Mai 1945. le camp est libéré. La plupart des enfants de Terezín sont morts à Auschwitz-Birkenau, seul reste un enfant, épuisé, exsangue, désespéré. Mais il croise un regard, un regard myope, un regard d'huître. Robert Desnos vient d'arriver après une longue « marche de la mort ». Il est mourant, probablement atteint du typhus. Que se joue-t-il entre eux ? Se reconnaissent-ils comme semblables ? comme poètes, comme hommes libres ? Léo Radek le choisit, il veillera cet homme et l'accompagnera vers la mort.

Desnos, qui dans ses sommeils hypnotiques rêvait de rails, de trains et de l'Est. de la mort. de sa mort ? Dans le délire de la fièvre, dans la brume de la mort, il rêve encore. Il rêve à la vie, il revoit ses amitiés, parfois tumultueuses, ses coups de sang et ses colères, ses deux grands amours, la belle et terrible Yvonne, qui se refusa toujours à lui, abîmée par les hommes et par les drogues, et la séduisante et papillonnante Youki, celle qu'il refusa de laisser derrière, celle pour qui il ne fuira pas. L'amour et la liberté, ses deux grands combats, ses deux plus beaux engagements. Et la poésie pour les servir.

Lui et sa formidable pulsion de vie qui ne l'a jamais quitté, lui qui s'est laissé porter par sa bonne étoile, renonce pour la première fois. Il sait sa mort prochaine. Cet enfant, son dernier lien vers ce qu'il a été, son dernier espoir de transmettre ce qu'il est. Un homme libre, que la barbarie et la folie des hommes n'ont jamais pu briser. Une pulsion qu'il redonne à ce jeune garçon, un espoir qu'il lui rend, une vie qu'il lui offre. Et un ultime bonheur : celui de retrouver son nom avant de sombrer.
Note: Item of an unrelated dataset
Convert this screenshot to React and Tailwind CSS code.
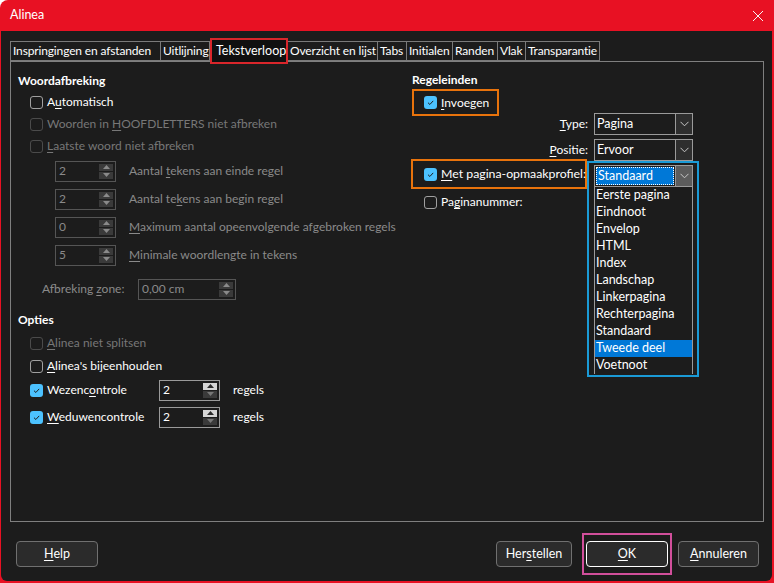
import React from 'react';

const font = { fontFamily: 'Lato, "Noto Sans", sans-serif' };

const U = ({ children }) => <span className="underline underline-offset-2">{children}</span>;

const Box = ({ checked, disabled }) => {
  if (checked) {
    return (
      <span className="w-[13px] h-[13px] rounded-[3px] bg-[#4cc2ff] flex items-center justify-center shrink-0">
        <svg width="9" height="9" viewBox="0 0 10 10">
          <path d="M2.2 5.2 L4.3 7.2 L8 3.2" stroke="#1b1b1b" strokeWidth="1.1" fill="none" />
        </svg>
      </span>
    );
  }
  return (
    <span
      className={`w-[13px] h-[13px] rounded-[3px] border shrink-0 ${disabled ? 'border-[#4b4b4b]' : 'border-[#a0a0a0]'}`}
    />
  );
};

const Check = ({ checked, disabled, children, className = '' }) => (
  <div className={`flex items-center gap-[4px] ${disabled ? 'text-[#777]' : 'text-white'} ${className}`}>
    <Box checked={checked} disabled={disabled} />
    <span>{children}</span>
  </div>
);

const Arrow = ({ up, color }) => (
  <svg width="7" height="4" viewBox="0 0 7 4">
    <path d={up ? 'M0 4 L3.5 0 L7 4 Z' : 'M0 0 L3.5 4 L7 0 Z'} fill={color} />
  </svg>
);

const Spin = ({ value, width = 'w-[61px]', enabled }) => (
  <div
    className={`${width} h-[21px] border flex items-stretch shrink-0 ${
      enabled ? 'border-[#9a9a9a] text-white' : 'border-[#555] text-[#8a8a8a]'
    }`}
  >
    <span className="flex-1 pl-[3px] flex items-center">{value}</span>
    <div className="w-[14px] my-[2px] mr-[2px] flex flex-col gap-px">
      <div className={`flex-1 flex items-center justify-center ${enabled ? 'bg-[#d6d6d6]' : 'bg-[#3a3a3a]'}`}>
        <Arrow up color={enabled ? '#2a2a2a' : '#8a8a8a'} />
      </div>
      <div className="flex-1 flex items-center justify-center bg-[#3a3a3a]">
        <Arrow color={enabled ? '#777' : '#8a8a8a'} />
      </div>
    </div>
  </div>
);

const Chevron = () => (
  <svg width="9" height="6" viewBox="0 0 9 6">
    <path d="M0.5 0.8 L4.5 4.8 L8.5 0.8" stroke="#c8c8c8" strokeWidth="1" fill="none" />
  </svg>
);

const Combo = ({ value }) => (
  <div className="w-[99px] h-[22px] border border-[#9a9a9a] flex items-stretch text-white">
    <span className="flex-1 pl-[2px] flex items-center text-[12.5px]">{value}</span>
    <div className="w-[17px] border-l border-[#9a9a9a] bg-[#2e2e2e] flex items-center justify-center">
      <Chevron />
    </div>
  </div>
);

const tabs = [
  ['Inspringingen en afstanden', 'w-[151px]'],
  ['Uitlijning', 'w-[50px]'],
  ['Tekstverloop', 'active'],
  ['Overzicht en lijst', 'w-[91px]'],
  ['Tabs', 'w-[30px]'],
  ['Initialen', 'w-[47px]'],
  ['Randen', 'w-[46px]'],
  ['Vlak', 'w-[29px]'],
  ['Transparantie', 'w-[75px]'],
];

const pageStyles = [
  'Eerste pagina',
  'Eindnoot',
  'Envelop',
  'HTML',
  'Index',
  'Landschap',
  'Linkerpagina',
  'Rechterpagina',
  'Standaard',
  'Tweede deel',
  'Voetnoot',
];

const SpinRow = ({ value, children, h }) => (
  <div className={`${h} flex items-center pl-[37px] gap-[13px] text-[#8a8a8a]`}>
    <Spin value={value} />
    <span>{children}</span>
  </div>
);

const Button = ({ children, className = '' }) => (
  <button
    className={`h-[26px] rounded-[4px] bg-[#2b2b2b] border text-white text-[12.5px] flex items-center justify-center ${className}`}
  >
    {children}
  </button>
);

export default function App() {
  return (
    <div
      style={font}
      className="w-[774px] h-[583px] bg-[#e81123] rounded-tl-[8px] flex flex-col text-[12px] leading-none whitespace-nowrap"
    >
      {/* title bar */}
      <div className="h-[31px] flex items-center justify-between pl-[10px] pr-[10px] text-white text-[12.5px]">
        <span>Alinea</span>
        <svg width="12" height="12" viewBox="0 0 12 12">
          <path d="M1 1 L11 11 M11 1 L1 11" stroke="#f4f4f4" strokeWidth="1" />
        </svg>
      </div>

      <div className="flex-1 ml-[1px] mr-[2px] mb-[2px] bg-[#1c1c1c] rounded-b-[6px] flex flex-col">
        {/* tabs */}
        <div className="pt-[10px] pl-[9px] flex h-[30px] text-white">
          {tabs.map(([name, w]) =>
            w === 'active' ? (
              <div
                key={name}
                className="w-[78px] h-[26px] -mt-[3px] border-[2px] border-[#d9262b] bg-[#101010] relative z-10 flex items-center pl-[4px] text-[12.5px]"
              >
                {name}
              </div>
            ) : (
              <div
                key={name}
                className={`${w} h-[20px] border border-[#7a7a7a] -ml-px first:ml-0 flex items-center pl-[2px] tracking-[-0.15px]`}
              >
                {name}
              </div>
            )
          )}
        </div>

        {/* panel */}
        <div className="ml-[9px] mr-[8px] h-[461px] border border-[#7f7f7f] pt-[9px] pl-[7px] flex">
          {/* left column */}
          <div className="w-[393px] flex flex-col">
            <div className="h-[20px] flex items-center font-bold text-white">Woordafbreking</div>
            <Check className="h-[22px] pl-[12px]">
              A<U>u</U>tomatisch
            </Check>
            <Check disabled className="h-[22px] pl-[12px]">
              Woorden in <U>H</U>OOFDLETTERS niet afbreken
            </Check>
            <Check disabled className="h-[22px] pl-[12px]">
              <U>L</U>aatste woord niet afbreken
            </Check>
            <SpinRow value="2" h="h-[28px]">
              Aantal <U>t</U>ekens aan einde regel
            </SpinRow>
            <SpinRow value="2" h="h-[28px]">
              Aantal te<U>k</U>ens aan begin regel
            </SpinRow>
            <SpinRow value="0" h="h-[28px]">
              <U>M</U>aximum aantal opeenvolgende afgebroken regels
            </SpinRow>
            <SpinRow value="5" h="h-[28px]">
              <U>M</U>inimale woordlengte in tekens
            </SpinRow>
            <div className="h-[40px] flex items-center pl-[24px] text-[#8a8a8a]">
              <span className="w-[96px]">
                Afbreking <U>z</U>one:
              </span>
              <Spin value="0,00 cm" width="w-[98px]" />
            </div>
            <div className="h-[22px] flex items-center font-bold text-white">Opties</div>
            <Check disabled className="h-[24px] pl-[12px]">
              <U>A</U>linea niet splitsen
            </Check>
            <Check className="h-[22px] pl-[12px]">
              <U>A</U>linea's bijeenhouden
            </Check>
            <div className="h-[26px] flex items-center pl-[12px]">
              <Check checked className="w-[129px]">
                Wezenc<U>o</U>ntrole
              </Check>
              <Spin value="2" enabled />
              <span className="ml-[13px] text-white">regels</span>
            </div>
            <div className="h-[28px] flex items-center pl-[12px]">
              <Check checked className="w-[129px]">
                <U>W</U>eduwencontrole
              </Check>
              <Spin value="2" enabled />
              <span className="ml-[13px] text-white">regels</span>
            </div>
          </div>

          {/* right column */}
          <div className="w-[288px] flex flex-col text-white">
            <div className="h-[18px] flex items-center font-bold pl-[1px]">Regeleinden</div>
            <div className="ml-[1px] w-[87px] h-[27px] border-[2px] border-[#e8730c] flex items-center pl-[10px]">
              <Check checked>
                <U>I</U>nvoegen
              </Check>
            </div>
            <div className="-mt-[3px] h-[22px] flex items-center justify-end gap-[6px] pr-[6px]">
              <span>
                <U>T</U>ype:
              </span>
              <Combo value="Pagina" />
            </div>
            <div className="mt-[4px] h-[22px] flex items-center justify-end gap-[6px] pr-[6px]">
              <span>
                <U>P</U>ositie:
              </span>
              <Combo value="Ervoor" />
            </div>
            <div className="-mt-[2px] flex">
              <div className="w-[176px] flex flex-col">
                <div className="h-[30px] border-[2px] border-[#e8730c] flex items-center pl-[11px]">
                  <Check checked>
                    <span className="text-[12.3px]">
                      <U>M</U>et pagina-opmaakprofiel:
                    </span>
                  </Check>
                </div>
                <Check className="h-[26px] pl-[13px]">
                  Pa<U>g</U>inanummer:
                </Check>
              </div>
              <div className="mt-[2px] w-[112px] h-[216px] border-[2px] border-[#1a9ad6] pl-[5px] pt-[2px] text-[12.5px]">
                <div className="w-[99px] h-[22px] border border-[#9a9a9a] flex items-stretch">
                  <span className="flex-1 m-px bg-[#0078d7] border border-dotted border-white flex items-center pl-px">
                    Standaard
                  </span>
                  <div className="w-[17px] border-l border-[#9a9a9a] bg-[#5c5c5c] flex items-center justify-center">
                    <Chevron />
                  </div>
                </div>
                <div className="w-[99px] border-x border-[#9a9a9a] flex flex-col">
                  {pageStyles.map((s) => (
                    <div
                      key={s}
                      className={`h-[17px] flex items-center pl-px ${s === 'Tweede deel' ? 'bg-[#0078d7]' : ''}`}
                    >
                      {s}
                    </div>
                  ))}
                </div>
              </div>
            </div>
          </div>
        </div>

        {/* footer */}
        <div className="pt-[19px] flex items-start">
          <Button className="ml-[15px] w-[82px] border-[#707070]">
            <U>H</U>elp
          </Button>
          <div className="ml-auto mr-[13px] flex items-center">
            <Button className="w-[76px] border-[#707070]">
              Her<U>s</U>tellen
            </Button>
            <div className="ml-[10px] -my-[11px] w-[90px] h-[42px] border-[2px] border-[#d14f9b] flex items-center justify-center">
              <Button className="w-[82px] border-white">
                <U>O</U>K
              </Button>
            </div>
            <Button className="ml-[6px] w-[81px] border-[#707070]">
              <U>A</U>nnuleren
            </Button>
          </div>
        </div>
      </div>
    </div>
  );
}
Et dans les cendres et dans les barbelés, repousse une fleur plus éclatante que la neige.

L'écriture d'Ysabelle Lacamp est merveilleuse et lumineuse. Un écho déchirant à celle de Robert Desnos, et un hymne puissant à la vie, à la poésie comme une force qui transcende l'horreur et la barbarie. C'est bouleversant, d'une beauté à pleurer, une ode fraternelle qui se dresse contre le malheur, contre la mort, contre l'oubli. Un récit généreux, essentiel, humaniste.

Comment meurt une étoile ? en éclatant en milliers d'autres étoiles.